--- start Dataset content ---

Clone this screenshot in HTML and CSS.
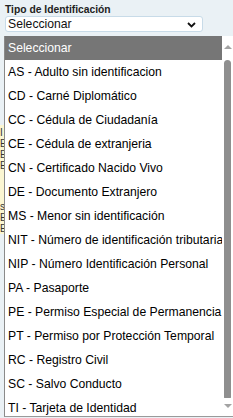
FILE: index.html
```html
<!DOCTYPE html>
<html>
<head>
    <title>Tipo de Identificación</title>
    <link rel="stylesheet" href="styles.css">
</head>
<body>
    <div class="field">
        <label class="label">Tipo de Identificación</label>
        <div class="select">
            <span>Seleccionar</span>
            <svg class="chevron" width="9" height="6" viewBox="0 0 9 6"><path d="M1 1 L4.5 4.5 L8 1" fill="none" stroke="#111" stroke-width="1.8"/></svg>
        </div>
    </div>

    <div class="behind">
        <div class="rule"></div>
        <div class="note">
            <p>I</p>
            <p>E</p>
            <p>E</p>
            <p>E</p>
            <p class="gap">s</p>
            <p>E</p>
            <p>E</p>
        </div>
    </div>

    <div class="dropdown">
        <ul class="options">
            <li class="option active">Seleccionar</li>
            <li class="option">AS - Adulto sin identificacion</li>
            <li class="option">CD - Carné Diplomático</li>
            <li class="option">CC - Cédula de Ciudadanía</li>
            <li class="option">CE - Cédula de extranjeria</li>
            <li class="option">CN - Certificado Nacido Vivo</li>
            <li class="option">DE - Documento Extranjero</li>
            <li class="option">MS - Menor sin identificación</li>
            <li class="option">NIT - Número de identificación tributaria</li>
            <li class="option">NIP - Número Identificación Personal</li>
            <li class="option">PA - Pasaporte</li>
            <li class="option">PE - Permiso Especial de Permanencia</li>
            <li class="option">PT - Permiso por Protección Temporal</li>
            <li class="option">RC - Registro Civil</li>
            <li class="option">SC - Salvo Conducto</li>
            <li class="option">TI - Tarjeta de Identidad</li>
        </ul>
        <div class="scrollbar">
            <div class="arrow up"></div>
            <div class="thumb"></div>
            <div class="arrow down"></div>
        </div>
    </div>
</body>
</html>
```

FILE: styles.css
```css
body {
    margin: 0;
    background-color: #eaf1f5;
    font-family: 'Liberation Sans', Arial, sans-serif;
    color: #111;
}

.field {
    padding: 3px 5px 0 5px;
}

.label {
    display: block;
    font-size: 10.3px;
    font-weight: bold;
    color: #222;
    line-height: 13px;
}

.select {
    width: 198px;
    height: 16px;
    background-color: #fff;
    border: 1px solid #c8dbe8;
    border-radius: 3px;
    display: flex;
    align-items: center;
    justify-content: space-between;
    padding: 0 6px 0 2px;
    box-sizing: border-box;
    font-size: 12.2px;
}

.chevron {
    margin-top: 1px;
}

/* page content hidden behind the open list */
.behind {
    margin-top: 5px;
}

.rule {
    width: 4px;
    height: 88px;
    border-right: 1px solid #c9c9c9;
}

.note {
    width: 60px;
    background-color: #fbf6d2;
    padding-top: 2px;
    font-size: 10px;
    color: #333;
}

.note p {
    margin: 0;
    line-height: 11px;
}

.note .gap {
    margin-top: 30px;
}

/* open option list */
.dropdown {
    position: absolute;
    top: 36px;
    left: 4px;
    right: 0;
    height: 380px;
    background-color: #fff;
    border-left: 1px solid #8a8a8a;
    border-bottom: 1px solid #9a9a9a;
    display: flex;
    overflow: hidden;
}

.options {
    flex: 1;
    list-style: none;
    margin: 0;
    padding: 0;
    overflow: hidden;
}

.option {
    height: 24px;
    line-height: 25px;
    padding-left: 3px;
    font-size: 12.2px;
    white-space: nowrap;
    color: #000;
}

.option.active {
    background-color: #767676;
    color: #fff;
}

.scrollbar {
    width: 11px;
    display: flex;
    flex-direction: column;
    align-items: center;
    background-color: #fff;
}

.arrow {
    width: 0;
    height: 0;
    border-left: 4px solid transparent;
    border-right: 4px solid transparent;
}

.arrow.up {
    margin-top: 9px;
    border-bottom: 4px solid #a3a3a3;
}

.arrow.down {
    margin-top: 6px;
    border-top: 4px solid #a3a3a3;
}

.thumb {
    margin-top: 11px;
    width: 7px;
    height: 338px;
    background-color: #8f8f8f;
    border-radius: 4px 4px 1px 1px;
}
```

--- end Dataset content ---

§ **Task instructions**
Pictures are excluded; output everything else in the data verbatim.

§ **Final result**
Clone this screenshot in HTML and CSS.
FILE: index.html
```html
<!DOCTYPE html>
<html>
<head>
    <title>Tipo de Identificación</title>
    <link rel="stylesheet" href="styles.css">
</head>
<body>
    <div class="field">
        <label class="label">Tipo de Identificación</label>
        <div class="select">
            <span>Seleccionar</span>
            <svg class="chevron" width="9" height="6" viewBox="0 0 9 6"><path d="M1 1 L4.5 4.5 L8 1" fill="none" stroke="#111" stroke-width="1.8"/></svg>
        </div>
    </div>

    <div class="behind">
        <div class="rule"></div>
        <div class="note">
            <p>I</p>
            <p>E</p>
            <p>E</p>
            <p>E</p>
            <p class="gap">s</p>
            <p>E</p>
            <p>E</p>
        </div>
    </div>

    <div class="dropdown">
        <ul class="options">
            <li class="option active">Seleccionar</li>
            <li class="option">AS - Adulto sin identificacion</li>
            <li class="option">CD - Carné Diplomático</li>
            <li class="option">CC - Cédula de Ciudadanía</li>
            <li class="option">CE - Cédula de extranjeria</li>
            <li class="option">CN - Certificado Nacido Vivo</li>
            <li class="option">DE - Documento Extranjero</li>
            <li class="option">MS - Menor sin identificación</li>
            <li class="option">NIT - Número de identificación tributaria</li>
            <li class="option">NIP - Número Identificación Personal</li>
            <li class="option">PA - Pasaporte</li>
            <li class="option">PE - Permiso Especial de Permanencia</li>
            <li class="option">PT - Permiso por Protección Temporal</li>
            <li class="option">RC - Registro Civil</li>
            <li class="option">SC - Salvo Conducto</li>
            <li class="option">TI - Tarjeta de Identidad</li>
        </ul>
        <div class="scrollbar">
            <div class="arrow up"></div>
            <div class="thumb"></div>
            <div class="arrow down"></div>
        </div>
    </div>
</body>
</html>
```

FILE: styles.css
```css
body {
    margin: 0;
    background-color: #eaf1f5;
    font-family: 'Liberation Sans', Arial, sans-serif;
    color: #111;
}

.field {
    padding: 3px 5px 0 5px;
}

.label {
    display: block;
    font-size: 10.3px;
    font-weight: bold;
    color: #222;
    line-height: 13px;
}

.select {
    width: 198px;
    height: 16px;
    background-color: #fff;
    border: 1px solid #c8dbe8;
    border-radius: 3px;
    display: flex;
    align-items: center;
    justify-content: space-between;
    padding: 0 6px 0 2px;
    box-sizing: border-box;
    font-size: 12.2px;
}

.chevron {
    margin-top: 1px;
}

/* page content hidden behind the open list */
.behind {
    margin-top: 5px;
}

.rule {
    width: 4px;
    height: 88px;
    border-right: 1px solid #c9c9c9;
}

.note {
    width: 60px;
    background-color: #fbf6d2;
    padding-top: 2px;
    font-size: 10px;
    color: #333;
}

.note p {
    margin: 0;
    line-height: 11px;
}

.note .gap {
    margin-top: 30px;
}

/* open option list */
.dropdown {
    position: absolute;
    top: 36px;
    left: 4px;
    right: 0;
    height: 380px;
    background-color: #fff;
    border-left: 1px solid #8a8a8a;
    border-bottom: 1px solid #9a9a9a;
    display: flex;
    overflow: hidden;
}

.options {
    flex: 1;
    list-style: none;
    margin: 0;
    padding: 0;
    overflow: hidden;
}

.option {
    height: 24px;
    line-height: 25px;
    padding-left: 3px;
    font-size: 12.2px;
    white-space: nowrap;
    color: #000;
}

.option.active {
    background-color: #767676;
    color: #fff;
}

.scrollbar {
    width: 11px;
    display: flex;
    flex-direction: column;
    align-items: center;
    background-color: #fff;
}

.arrow {
    width: 0;
    height: 0;
    border-left: 4px solid transparent;
    border-right: 4px solid transparent;
}

.arrow.up {
    margin-top: 9px;
    border-bottom: 4px solid #a3a3a3;
}

.arrow.down {
    margin-top: 6px;
    border-top: 4px solid #a3a3a3;
}

.thumb {
    margin-top: 11px;
    width: 7px;
    height: 338px;
    background-color: #8f8f8f;
    border-radius: 4px 4px 1px 1px;
}
```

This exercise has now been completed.